Al principio del XV secolo, l’impero di Timur comprendeva quasi tutta l’Asia centrale, l’Afghanistan, l’Iran, la Mesopotamia, il Caucaso e l’Anatolia orientale. Eppure portò sempre il modesto titolo di emiro, che nel mondo musulmano corrisponde a un sovrano di secondo livello. Ossessionato da una certa forma di legalismo, non volle mai sovvertire le gerarchie formali dell’universo turco-mongolo e agì sempre in nome del suo khan e delle legittime istituzioni gengiskhanidi. Non era tuttavia un mistero per nessuno che Tamerlano fosse il vero padrone di un impero che tutti vedevano come erede di quello di Gengis Khan.

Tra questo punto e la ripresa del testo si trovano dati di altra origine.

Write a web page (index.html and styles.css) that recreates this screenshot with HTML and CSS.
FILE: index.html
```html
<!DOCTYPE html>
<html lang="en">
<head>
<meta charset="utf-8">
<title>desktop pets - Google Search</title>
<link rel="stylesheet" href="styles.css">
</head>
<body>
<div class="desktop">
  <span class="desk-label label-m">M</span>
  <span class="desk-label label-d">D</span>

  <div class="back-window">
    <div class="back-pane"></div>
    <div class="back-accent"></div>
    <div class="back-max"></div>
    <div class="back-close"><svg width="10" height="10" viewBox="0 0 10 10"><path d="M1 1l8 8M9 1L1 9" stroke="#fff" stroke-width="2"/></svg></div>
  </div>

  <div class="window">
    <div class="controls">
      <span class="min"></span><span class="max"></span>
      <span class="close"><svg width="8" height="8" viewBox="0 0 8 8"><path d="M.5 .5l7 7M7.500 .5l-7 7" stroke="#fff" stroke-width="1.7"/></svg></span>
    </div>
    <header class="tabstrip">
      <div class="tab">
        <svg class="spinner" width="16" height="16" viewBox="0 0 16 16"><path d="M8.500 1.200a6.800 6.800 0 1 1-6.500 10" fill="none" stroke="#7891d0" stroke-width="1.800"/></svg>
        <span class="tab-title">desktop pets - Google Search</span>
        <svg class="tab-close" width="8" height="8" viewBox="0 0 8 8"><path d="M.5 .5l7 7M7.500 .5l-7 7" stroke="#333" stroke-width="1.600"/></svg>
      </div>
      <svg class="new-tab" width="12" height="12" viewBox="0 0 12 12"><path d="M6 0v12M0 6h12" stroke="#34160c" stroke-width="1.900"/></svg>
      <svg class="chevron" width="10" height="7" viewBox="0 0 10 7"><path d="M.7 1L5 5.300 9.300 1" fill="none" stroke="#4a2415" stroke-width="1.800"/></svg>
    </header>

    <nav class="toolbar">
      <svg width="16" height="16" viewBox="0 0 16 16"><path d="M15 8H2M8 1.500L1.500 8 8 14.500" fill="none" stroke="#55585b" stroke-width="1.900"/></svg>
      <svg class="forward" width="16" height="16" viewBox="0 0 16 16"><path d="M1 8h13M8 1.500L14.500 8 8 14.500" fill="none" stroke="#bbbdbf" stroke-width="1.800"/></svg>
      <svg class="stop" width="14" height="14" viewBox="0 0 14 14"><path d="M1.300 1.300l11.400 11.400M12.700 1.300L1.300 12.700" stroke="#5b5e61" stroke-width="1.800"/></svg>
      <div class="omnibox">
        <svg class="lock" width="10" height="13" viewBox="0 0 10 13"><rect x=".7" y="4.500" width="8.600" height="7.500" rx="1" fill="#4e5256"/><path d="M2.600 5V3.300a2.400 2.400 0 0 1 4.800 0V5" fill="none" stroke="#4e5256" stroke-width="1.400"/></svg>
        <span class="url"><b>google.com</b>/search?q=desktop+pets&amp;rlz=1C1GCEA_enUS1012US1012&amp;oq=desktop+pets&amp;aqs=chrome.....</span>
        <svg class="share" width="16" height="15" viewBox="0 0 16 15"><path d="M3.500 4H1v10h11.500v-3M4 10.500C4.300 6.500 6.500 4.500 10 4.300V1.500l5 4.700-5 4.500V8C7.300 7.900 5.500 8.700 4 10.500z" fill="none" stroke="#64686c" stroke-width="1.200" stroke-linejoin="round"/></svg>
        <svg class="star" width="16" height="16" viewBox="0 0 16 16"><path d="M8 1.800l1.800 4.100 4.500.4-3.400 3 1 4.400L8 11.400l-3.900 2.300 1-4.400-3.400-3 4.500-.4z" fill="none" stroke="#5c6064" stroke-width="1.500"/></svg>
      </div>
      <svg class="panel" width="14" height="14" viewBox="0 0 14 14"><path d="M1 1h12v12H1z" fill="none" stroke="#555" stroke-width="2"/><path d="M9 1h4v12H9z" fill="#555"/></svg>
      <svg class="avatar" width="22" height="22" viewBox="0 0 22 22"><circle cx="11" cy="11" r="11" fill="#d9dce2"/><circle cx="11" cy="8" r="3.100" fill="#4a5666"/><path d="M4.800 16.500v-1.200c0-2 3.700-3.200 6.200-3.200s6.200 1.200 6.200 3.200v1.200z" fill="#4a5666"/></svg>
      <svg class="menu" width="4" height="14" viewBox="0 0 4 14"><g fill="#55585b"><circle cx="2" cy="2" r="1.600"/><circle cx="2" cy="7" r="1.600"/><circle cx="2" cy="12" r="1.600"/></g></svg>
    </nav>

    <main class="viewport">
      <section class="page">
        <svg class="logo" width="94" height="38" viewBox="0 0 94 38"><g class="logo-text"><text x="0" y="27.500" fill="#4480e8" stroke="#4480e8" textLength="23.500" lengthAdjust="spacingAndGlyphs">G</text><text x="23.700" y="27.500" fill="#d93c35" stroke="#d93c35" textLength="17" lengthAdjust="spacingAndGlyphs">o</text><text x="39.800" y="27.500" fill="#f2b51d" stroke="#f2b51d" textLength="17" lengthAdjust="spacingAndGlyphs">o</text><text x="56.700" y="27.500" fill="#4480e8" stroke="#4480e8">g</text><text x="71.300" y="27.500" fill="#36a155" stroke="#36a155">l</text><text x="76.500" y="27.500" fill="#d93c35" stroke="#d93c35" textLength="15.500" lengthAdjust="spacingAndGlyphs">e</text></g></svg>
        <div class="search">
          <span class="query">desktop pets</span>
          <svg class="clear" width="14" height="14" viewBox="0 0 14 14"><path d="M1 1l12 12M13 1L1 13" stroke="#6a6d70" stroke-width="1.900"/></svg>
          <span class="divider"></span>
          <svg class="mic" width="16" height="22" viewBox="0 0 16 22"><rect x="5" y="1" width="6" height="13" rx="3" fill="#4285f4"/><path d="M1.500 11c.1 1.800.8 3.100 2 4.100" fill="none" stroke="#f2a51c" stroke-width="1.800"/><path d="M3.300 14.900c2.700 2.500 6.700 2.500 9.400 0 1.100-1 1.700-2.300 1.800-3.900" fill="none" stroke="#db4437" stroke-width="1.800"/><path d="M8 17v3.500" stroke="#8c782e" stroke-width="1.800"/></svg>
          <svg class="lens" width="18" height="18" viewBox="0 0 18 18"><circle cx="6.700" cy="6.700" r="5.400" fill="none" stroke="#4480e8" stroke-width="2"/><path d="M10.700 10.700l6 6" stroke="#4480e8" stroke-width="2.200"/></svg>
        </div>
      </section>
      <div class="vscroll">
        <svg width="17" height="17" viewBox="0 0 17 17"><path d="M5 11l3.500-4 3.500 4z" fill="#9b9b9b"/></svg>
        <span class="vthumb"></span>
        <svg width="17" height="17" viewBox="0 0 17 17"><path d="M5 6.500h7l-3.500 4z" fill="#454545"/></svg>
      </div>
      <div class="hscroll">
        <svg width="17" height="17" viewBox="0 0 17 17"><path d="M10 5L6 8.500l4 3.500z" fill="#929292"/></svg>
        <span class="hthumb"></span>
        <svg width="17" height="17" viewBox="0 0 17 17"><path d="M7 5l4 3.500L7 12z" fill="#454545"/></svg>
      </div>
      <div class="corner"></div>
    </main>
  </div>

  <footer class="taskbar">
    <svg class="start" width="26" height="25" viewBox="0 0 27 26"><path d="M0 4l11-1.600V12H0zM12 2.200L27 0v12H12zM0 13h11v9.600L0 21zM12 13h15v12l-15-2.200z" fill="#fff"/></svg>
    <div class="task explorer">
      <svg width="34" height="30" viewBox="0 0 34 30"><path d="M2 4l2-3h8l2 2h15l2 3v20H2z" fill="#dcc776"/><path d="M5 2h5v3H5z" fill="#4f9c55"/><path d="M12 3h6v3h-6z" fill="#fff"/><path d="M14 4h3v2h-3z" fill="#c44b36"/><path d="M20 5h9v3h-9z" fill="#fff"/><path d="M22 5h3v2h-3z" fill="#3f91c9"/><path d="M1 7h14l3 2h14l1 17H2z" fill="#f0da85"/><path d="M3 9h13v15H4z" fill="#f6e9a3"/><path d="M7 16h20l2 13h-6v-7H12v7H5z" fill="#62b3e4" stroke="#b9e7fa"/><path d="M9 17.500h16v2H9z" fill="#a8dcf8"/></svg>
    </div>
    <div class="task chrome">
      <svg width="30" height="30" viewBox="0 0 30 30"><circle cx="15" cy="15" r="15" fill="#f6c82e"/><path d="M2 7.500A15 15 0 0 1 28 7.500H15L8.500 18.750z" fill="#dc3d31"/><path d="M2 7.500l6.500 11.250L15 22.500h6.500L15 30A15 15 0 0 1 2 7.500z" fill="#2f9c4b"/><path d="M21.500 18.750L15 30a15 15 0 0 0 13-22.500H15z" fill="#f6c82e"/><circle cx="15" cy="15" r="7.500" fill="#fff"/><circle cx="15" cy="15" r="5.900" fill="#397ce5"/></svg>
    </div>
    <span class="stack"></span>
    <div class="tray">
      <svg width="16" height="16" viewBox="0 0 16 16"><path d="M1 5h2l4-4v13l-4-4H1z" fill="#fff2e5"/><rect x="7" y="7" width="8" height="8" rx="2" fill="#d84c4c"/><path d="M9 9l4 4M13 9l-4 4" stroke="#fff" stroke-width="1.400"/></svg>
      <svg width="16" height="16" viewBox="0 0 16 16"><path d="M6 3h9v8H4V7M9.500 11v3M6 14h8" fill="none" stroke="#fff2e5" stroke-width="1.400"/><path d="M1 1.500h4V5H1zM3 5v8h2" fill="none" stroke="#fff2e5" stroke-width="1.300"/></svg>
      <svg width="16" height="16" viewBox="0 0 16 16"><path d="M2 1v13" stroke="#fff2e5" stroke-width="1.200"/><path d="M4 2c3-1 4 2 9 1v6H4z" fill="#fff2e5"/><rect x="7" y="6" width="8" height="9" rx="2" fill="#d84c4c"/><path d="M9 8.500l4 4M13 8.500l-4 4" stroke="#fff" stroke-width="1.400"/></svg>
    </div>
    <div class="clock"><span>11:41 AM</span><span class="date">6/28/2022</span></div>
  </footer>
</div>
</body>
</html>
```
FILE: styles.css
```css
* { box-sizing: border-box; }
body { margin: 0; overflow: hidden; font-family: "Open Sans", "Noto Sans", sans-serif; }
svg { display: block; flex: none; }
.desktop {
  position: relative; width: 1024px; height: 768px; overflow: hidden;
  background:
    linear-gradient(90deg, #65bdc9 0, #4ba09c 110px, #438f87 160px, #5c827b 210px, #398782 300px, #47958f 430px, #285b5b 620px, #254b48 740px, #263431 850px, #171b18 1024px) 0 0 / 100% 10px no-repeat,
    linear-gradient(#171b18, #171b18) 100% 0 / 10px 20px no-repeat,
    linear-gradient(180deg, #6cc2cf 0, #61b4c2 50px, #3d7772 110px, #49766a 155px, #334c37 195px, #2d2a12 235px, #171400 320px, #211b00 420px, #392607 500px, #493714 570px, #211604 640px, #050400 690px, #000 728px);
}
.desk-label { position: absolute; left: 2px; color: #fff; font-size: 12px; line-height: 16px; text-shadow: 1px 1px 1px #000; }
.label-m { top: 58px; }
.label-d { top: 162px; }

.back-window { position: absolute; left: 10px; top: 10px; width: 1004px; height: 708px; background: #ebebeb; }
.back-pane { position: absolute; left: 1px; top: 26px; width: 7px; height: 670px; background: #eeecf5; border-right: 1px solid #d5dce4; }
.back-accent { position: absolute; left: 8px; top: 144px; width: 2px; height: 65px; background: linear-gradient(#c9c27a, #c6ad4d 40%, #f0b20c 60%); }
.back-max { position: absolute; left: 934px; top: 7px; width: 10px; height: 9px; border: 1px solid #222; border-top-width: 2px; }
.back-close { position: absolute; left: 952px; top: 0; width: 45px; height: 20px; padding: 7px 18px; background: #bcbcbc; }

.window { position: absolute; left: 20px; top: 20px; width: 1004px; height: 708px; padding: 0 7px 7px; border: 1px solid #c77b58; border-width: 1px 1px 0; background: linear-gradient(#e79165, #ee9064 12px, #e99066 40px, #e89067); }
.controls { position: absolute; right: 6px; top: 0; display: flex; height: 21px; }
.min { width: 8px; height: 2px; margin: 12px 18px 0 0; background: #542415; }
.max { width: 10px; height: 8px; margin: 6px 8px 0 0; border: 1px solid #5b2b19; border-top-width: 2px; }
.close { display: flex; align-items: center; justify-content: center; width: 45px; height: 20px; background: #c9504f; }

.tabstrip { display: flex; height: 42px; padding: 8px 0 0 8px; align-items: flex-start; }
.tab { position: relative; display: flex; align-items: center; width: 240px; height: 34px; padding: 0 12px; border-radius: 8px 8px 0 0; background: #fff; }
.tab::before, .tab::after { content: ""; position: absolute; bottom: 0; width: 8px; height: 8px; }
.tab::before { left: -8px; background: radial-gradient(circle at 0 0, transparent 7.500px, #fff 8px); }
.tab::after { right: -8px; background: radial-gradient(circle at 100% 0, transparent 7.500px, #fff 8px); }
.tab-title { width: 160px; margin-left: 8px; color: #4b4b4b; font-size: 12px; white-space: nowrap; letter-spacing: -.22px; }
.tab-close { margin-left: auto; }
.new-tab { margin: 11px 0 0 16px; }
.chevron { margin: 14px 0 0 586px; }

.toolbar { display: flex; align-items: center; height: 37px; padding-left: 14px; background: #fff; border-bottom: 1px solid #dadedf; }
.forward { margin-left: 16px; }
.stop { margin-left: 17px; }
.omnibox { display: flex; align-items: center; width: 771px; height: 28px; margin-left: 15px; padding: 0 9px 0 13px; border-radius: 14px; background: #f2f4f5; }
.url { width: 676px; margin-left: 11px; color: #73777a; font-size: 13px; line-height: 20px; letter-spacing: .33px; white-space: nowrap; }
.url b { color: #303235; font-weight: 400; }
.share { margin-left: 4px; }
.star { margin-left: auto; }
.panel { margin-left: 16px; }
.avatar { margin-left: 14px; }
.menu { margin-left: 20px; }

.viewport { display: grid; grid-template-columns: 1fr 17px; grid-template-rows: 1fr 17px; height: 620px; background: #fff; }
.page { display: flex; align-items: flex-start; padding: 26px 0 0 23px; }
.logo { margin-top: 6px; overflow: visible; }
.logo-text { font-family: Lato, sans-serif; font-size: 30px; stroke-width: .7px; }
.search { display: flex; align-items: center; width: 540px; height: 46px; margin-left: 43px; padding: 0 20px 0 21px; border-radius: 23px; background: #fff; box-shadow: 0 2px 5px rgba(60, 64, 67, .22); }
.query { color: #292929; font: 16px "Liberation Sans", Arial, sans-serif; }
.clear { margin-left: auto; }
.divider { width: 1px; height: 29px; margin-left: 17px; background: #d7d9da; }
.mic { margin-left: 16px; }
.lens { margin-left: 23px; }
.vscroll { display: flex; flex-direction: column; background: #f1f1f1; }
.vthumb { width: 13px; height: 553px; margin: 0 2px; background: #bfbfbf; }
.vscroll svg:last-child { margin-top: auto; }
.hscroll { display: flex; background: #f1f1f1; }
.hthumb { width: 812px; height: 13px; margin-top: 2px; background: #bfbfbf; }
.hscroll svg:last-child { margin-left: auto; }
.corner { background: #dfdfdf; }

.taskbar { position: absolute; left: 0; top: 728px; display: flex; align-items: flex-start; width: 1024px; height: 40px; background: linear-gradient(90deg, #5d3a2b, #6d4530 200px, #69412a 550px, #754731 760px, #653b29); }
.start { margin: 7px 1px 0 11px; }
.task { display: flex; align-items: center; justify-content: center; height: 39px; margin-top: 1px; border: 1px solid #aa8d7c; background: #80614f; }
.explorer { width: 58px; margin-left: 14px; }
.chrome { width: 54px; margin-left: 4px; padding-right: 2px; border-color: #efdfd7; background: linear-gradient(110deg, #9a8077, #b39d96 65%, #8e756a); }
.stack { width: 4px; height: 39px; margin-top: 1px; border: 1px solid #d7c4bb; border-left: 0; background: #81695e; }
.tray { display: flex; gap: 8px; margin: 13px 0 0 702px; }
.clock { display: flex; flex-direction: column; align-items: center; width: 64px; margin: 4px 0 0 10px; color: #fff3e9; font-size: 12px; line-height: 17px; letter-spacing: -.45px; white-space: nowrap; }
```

Nel 1402 i bey dell’Anatolia orientale, sempre più schiacciati dalle mire espansionistiche del sultano ottomano Beyazıt, chiamarono in soccorso Tamerlano. Lo scontro ormai inevitabile tra i due grandi sovrani turchi avvenne ad Ankara il 28 luglio 1402, e vide una schiacciante vittoria di Timur. Beyazıt fu fatto prigioniero e morì in cattività. Lo stesso Tamerlano lo seguì nella tomba due anni più tardi, e dopo di lui non ci sarebbero stati altri grandi conquistatori nomadi.
L’età dei popoli della steppa era finita insieme a quella degli arcieri a cavallo, che da sempre avevano costituito la loro forza. Le novità tecnologiche stavano per cambiare completamente il modo di fare la guerra, mentre il centro economico, politico e culturale del mondo si stava spostando dagli immensi altopiani asiatici verso la piccola Europa. Di tutti gli imperi costruiti dai turchi e dai mongoli, gli ottomani erano gli unici in grado di adattarsi alle nuove condizioni. Dal loro punto di vista la disfatta di Ankara, per quanto grandiosa, si sarebbe rivelata solo un incidente di percorso.